- Given task: Reproduce the listing below without changes, except that pictures are left out.

- Material provided:
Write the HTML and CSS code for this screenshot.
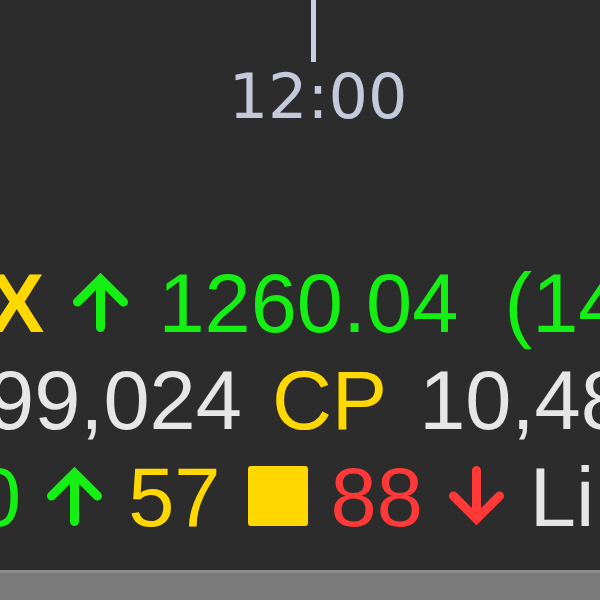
FILE: index.html
```html
<!DOCTYPE html>
<html>
  <head>
    <title>ticker</title>
    <link rel="stylesheet" href="styles.css">
    <meta name="viewport" content="width=device-width, initial-scale=1" />
  </head>
  <body>
    <div class="screen">
      <div class="axis">
        <div class="tick"></div>
        <div class="time">12:00</div>
      </div>
      <div class="ticker">
        <div class="row row-index">
          <b class="yellow sym">X</b>
          <svg class="arrow green" viewBox="0 0 61 60"><path d="M30.5 55.5 V8 M7.5 30 L30.5 7 L53.5 30" /></svg>
          <span class="green">1260.04&nbsp; (14.25%)</span>
        </div>
        <div class="row row-volume">
          <span class="white lead">99,024</span>
          <span class="yellow cp">CP</span>
          <span class="white">10,487.52</span>
        </div>
        <div class="row row-breadth">
          <span class="green lead">0</span>
          <svg class="arrow green" viewBox="0 0 61 60"><path d="M30.5 55.5 V8 M7.5 30 L30.5 7 L53.5 30" /></svg>
          <span class="yellow">57</span>
          <span class="square"></span>
          <span class="red">88</span>
          <svg class="arrow red" viewBox="0 0 61 60"><path d="M30.5 4.5 V52 M7.5 30 L30.5 53 L53.5 30" /></svg>
          <span class="white">Limit</span>
        </div>
      </div>
      <div class="scrollbar"></div>
    </div>
  </body>
</html>
```
FILE: styles.css
```css
html,
body {
  margin: 0;
  padding: 0;
  height: 100%;
  overflow: hidden;
  background: #2c2c2c;
}
.screen {
  display: flex;
  flex-direction: column;
  height: 100%;
  font-family: "Liberation Sans", Arial, sans-serif;
}
.axis {
  display: flex;
  flex-direction: column;
  align-items: center;
  width: 200px;
  margin-left: 218px;
}
.axis .tick {
  width: 5px;
  height: 62px;
  margin-right: 9px;
  background: #c9d0e2;
}
.axis .time {
  margin-top: 4px;
  font-family: "DejaVu Sans", Verdana, sans-serif;
  font-size: 62px;
  line-height: 62px;
  color: #c4cadb;
}
.ticker {
  margin-top: 127px;
  display: flex;
  flex-direction: column;
}
.ticker .row {
  display: flex;
  align-items: baseline;
  gap: 23px;
  white-space: nowrap;
  font-size: 83px;
  line-height: 97px;
}
.ticker .row > * {
  flex-shrink: 0;
}
.row-index .sym {
  margin-left: -11px;
  margin-right: 3px;
}
.row-index .arrow {
  margin-right: 4px;
}
.row-volume {
  column-gap: 29px;
}
.row-volume .lead {
  margin-left: -12px;
}
.row-volume .cp {
  margin-left: 7px;
  margin-right: 9px;
}
.row-breadth .lead {
  margin-left: -25px;
}
.row-breadth .square {
  width: 60px;
  height: 60px;
  margin-left: 4px;
  border-radius: 3px;
  background: #ffd800;
}
.arrow {
  width: 61px;
  height: 60px;
}
.arrow path {
  fill: none;
  stroke: currentColor;
  stroke-width: 9;
  stroke-linecap: round;
}
.green {
  color: #14f014;
}
.yellow {
  color: #ffd800;
}
.red {
  color: #ff3838;
}
.white {
  color: #e6e6e6;
}
.scrollbar {
  margin-top: auto;
  height: 27px;
  border-top: 3px solid #8c8c8c;
  background: #7a7a7a;
}
```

- Problem solution:
Write the HTML and CSS code for this screenshot.
FILE: index.html
```html
<!DOCTYPE html>
<html>
  <head>
    <title>ticker</title>
    <link rel="stylesheet" href="styles.css">
    <meta name="viewport" content="width=device-width, initial-scale=1" />
  </head>
  <body>
    <div class="screen">
      <div class="axis">
        <div class="tick"></div>
        <div class="time">12:00</div>
      </div>
      <div class="ticker">
        <div class="row row-index">
          <b class="yellow sym">X</b>
          <svg class="arrow green" viewBox="0 0 61 60"><path d="M30.5 55.5 V8 M7.5 30 L30.5 7 L53.5 30" /></svg>
          <span class="green">1260.04&nbsp; (14.25%)</span>
        </div>
        <div class="row row-volume">
          <span class="white lead">99,024</span>
          <span class="yellow cp">CP</span>
          <span class="white">10,487.52</span>
        </div>
        <div class="row row-breadth">
          <span class="green lead">0</span>
          <svg class="arrow green" viewBox="0 0 61 60"><path d="M30.5 55.5 V8 M7.5 30 L30.5 7 L53.5 30" /></svg>
          <span class="yellow">57</span>
          <span class="square"></span>
          <span class="red">88</span>
          <svg class="arrow red" viewBox="0 0 61 60"><path d="M30.5 4.5 V52 M7.5 30 L30.5 53 L53.5 30" /></svg>
          <span class="white">Limit</span>
        </div>
      </div>
      <div class="scrollbar"></div>
    </div>
  </body>
</html>
```
FILE: styles.css
```css
html,
body {
  margin: 0;
  padding: 0;
  height: 100%;
  overflow: hidden;
  background: #2c2c2c;
}
.screen {
  display: flex;
  flex-direction: column;
  height: 100%;
  font-family: "Liberation Sans", Arial, sans-serif;
}
.axis {
  display: flex;
  flex-direction: column;
  align-items: center;
  width: 200px;
  margin-left: 218px;
}
.axis .tick {
  width: 5px;
  height: 62px;
  margin-right: 9px;
  background: #c9d0e2;
}
.axis .time {
  margin-top: 4px;
  font-family: "DejaVu Sans", Verdana, sans-serif;
  font-size: 62px;
  line-height: 62px;
  color: #c4cadb;
}
.ticker {
  margin-top: 127px;
  display: flex;
  flex-direction: column;
}
.ticker .row {
  display: flex;
  align-items: baseline;
  gap: 23px;
  white-space: nowrap;
  font-size: 83px;
  line-height: 97px;
}
.ticker .row > * {
  flex-shrink: 0;
}
.row-index .sym {
  margin-left: -11px;
  margin-right: 3px;
}
.row-index .arrow {
  margin-right: 4px;
}
.row-volume {
  column-gap: 29px;
}
.row-volume .lead {
  margin-left: -12px;
}
.row-volume .cp {
  margin-left: 7px;
  margin-right: 9px;
}
.row-breadth .lead {
  margin-left: -25px;
}
.row-breadth .square {
  width: 60px;
  height: 60px;
  margin-left: 4px;
  border-radius: 3px;
  background: #ffd800;
}
.arrow {
  width: 61px;
  height: 60px;
}
.arrow path {
  fill: none;
  stroke: currentColor;
  stroke-width: 9;
  stroke-linecap: round;
}
.green {
  color: #14f014;
}
.yellow {
  color: #ffd800;
}
.red {
  color: #ff3838;
}
.white {
  color: #e6e6e6;
}
.scrollbar {
  margin-top: auto;
  height: 27px;
  border-top: 3px solid #8c8c8c;
  background: #7a7a7a;
}
```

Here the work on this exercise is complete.